This easy tiramisu recipe is darn close to the classic and, dare we say, better. It’s simple, it swaps the usual marsala for that lovely coffee-imbued rum known as Tia Maria, and quite frankly, it’s the best.
- Quick Glance
- 30 M
- 4 H, 30 M
- Serves 8 to 10
Whisk the espresso, Tia Maria, and milk together in a medium bowl. Refrigerate until ready to use.
In a large bowl or with a stand mixer, combine the egg yolks with the sugar and salt and beat with an electric mixer or the stand mixer for 4 to 5 minutes or until the mixture is pale yellow. (Alternatively, if you’d like a great arm workout, you can instead do this by hand.) Add the mascarpone and mix well.
In a separate bowl with clean beaters, beat the cream until stiff peaks form.
Add the cream to the mascarpone mixture, a dollop at a time, slowly and carefully folding it in until no streaks remain before adding the next dollop.
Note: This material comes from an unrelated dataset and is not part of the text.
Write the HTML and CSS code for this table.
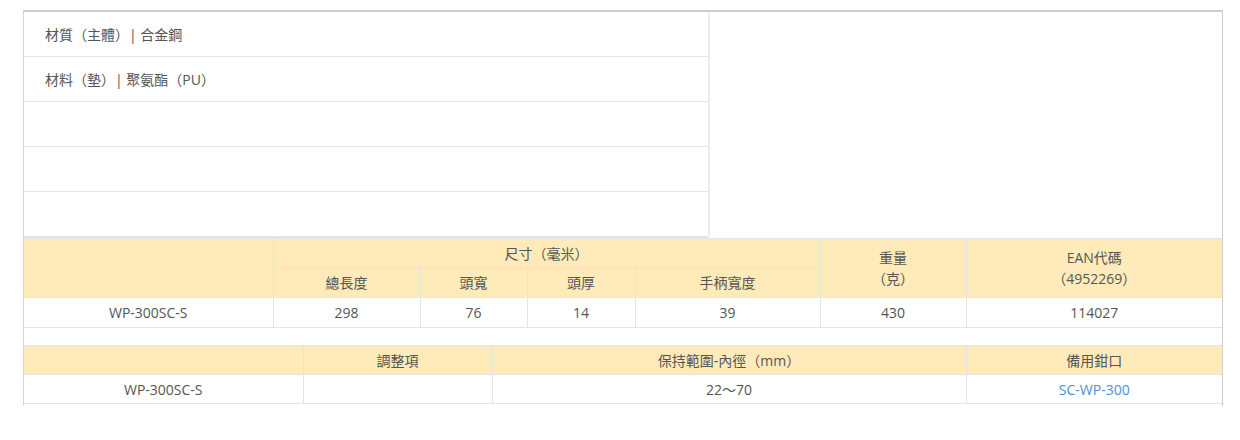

Gently dip half the ladyfingers in the refrigerated coffee mixture long enough for the exterior of the cookie to be soaked but not so long that the entire cookie turns to mush. Arrange the soaked cookies in a single layer in a 9-by-13-inch baking dish. Spread half the mascarpone mixture over the cookies. Soak the rest of the ladyfingers as you did the others and layer them on top of the mascarpone mixture. Cover with the rest of the mascarpone mixture.
Sprinkle cocoa powder over the top, cover, and refrigerate for at least 4 hours or preferably overnight. Devour.
Recipe Testers Reviews
This easy tiramisu recipe makes a lovely dessert for any occasion and is completely doable without hauling out the big stand mixer. Dipping the ladyfingers when everything was ready and assembling the dish took mere minutes. The hardest part was waiting for the tiramisu to chill in the fridge. I made the dessert in the evening and put it in the fridge overnight. When we could finally taste it, we found it to be light, rich, and totally delicious. The ladyfingers tasted lightly of the liquor and coffee and were soft but not mushy. I used a heaping tablespoon of cocoa to dust the top before refrigeration. The cocoa on top may have seemed a little heavy at the time of assembly but by the time we ate it it had melded together with the other ingredients quite well. Everyone enjoyed this very much. I don't think I would change anything except maybe serve a good coffee and a little more of the Tia Maria along with it for the adults.
This tiramisu recipe is lighter in texture than other tiramisu recipes I’ve tried. The creamy mascarpone mixture was light with just enough sweetness. I was skeptical as to how the recipe was going to turn out because I felt the mascarpone mixture was too runny but once it was chilled it firmed up. I used large ladyfingers and dunked the cookies in the espresso a bit longer than the recipe suggested. This resulted was a coffee-soaked, sponge-y exterior with enough dry cookie left to give it just enough texture.
This definitely hits that old-fashioned tiramisu spot. It's rich, creamy, full of flavor, and just tender enough. For my taste, I do prefer a slightly stronger coffee flavor, so I would use all coffee and not milk in the soaking liquid.
The amount of soaking liquid wasn't enough. I ran out of the coffee mixture before I finished soaking the lady fingers. I would make double the amount of that or maybe 1 1/2 the amount.
I do not have Tia Maria but I have Kahlua, so I used that. It's a bit more alcoholic than Tia Maria but I think the dessert is better for it.
The fridge time that allows the tiramisu to rest and come together is a must and should not be cut short. Actually, an 8-hour or 12-hour rest isn't a bad idea. The tiramisu tasted even better the day after.